Difficile de lire dans une boule de Crystal. De toutes les façons, je n’en ai pas encore ce don. Mais je crains que cela ne change pas vraiment et en grande partie, à cause des doutes et des interrogations qui risquent de prendre de l’ampleur sur les produits Apple. Avec la disparition de Steve Jobs, Apple donne de moins en moins des raisons de rêver. Les innovations vont trop vite sans qu’on sache vraiment dans le fond ce qui a innové…et au prix que ça coute…pourquoi changer son parc informatique ou téléphonique…surtout que de l’autre côté, les choses bougent.

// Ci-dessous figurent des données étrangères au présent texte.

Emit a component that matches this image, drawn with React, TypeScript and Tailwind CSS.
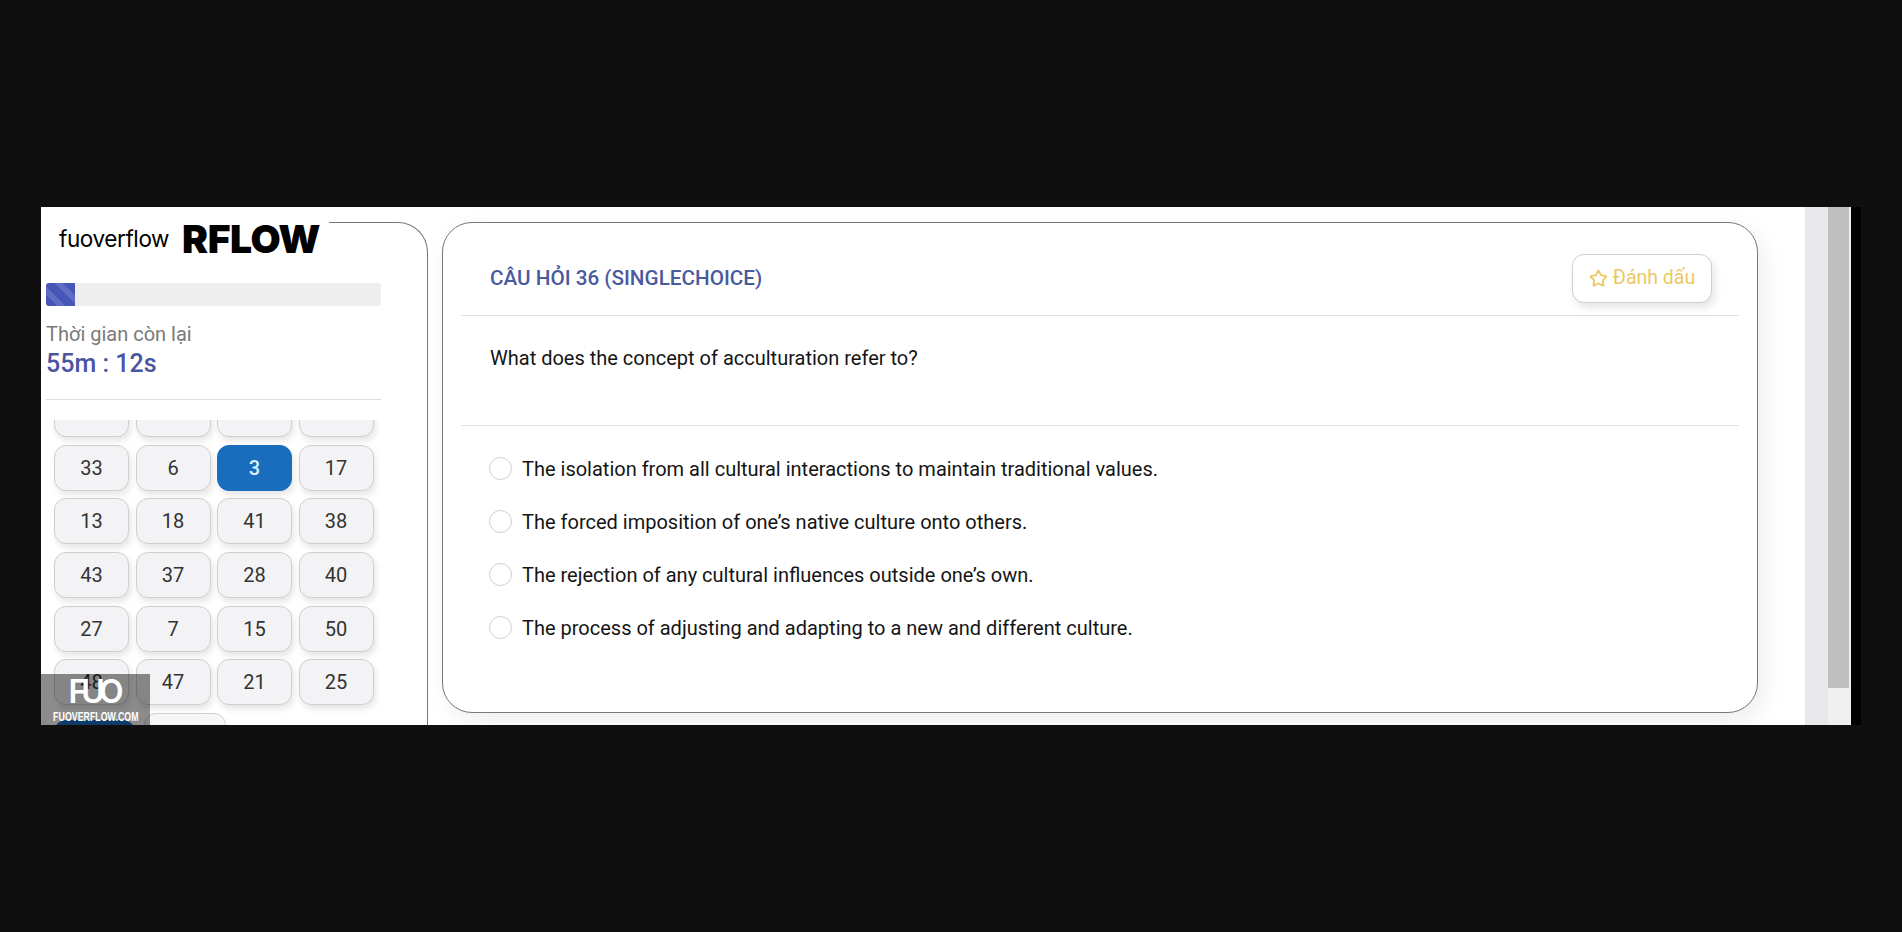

Difficile de ne pas reconnaître le véritable saut en avant de Windows avec Windows 8 surtout sous tablette… Difficile aussi de fermer les yeux sur l’émergence d’une concurrence Chine-Afrique qui fait émerger des Vérone Mankou ou d’autres velléités qui peuvent donner plus de raisons de jouer avec leurs jouets qu’avec Apple.
Peut-être qu’en décidant d’en faire un marché prioritaire, L’Afrique pourrait apporter quelque chose à la marque. Et donc recréer des positionnements. Pour le moment, ce n’est pas le cas. Et à tort, il me semble.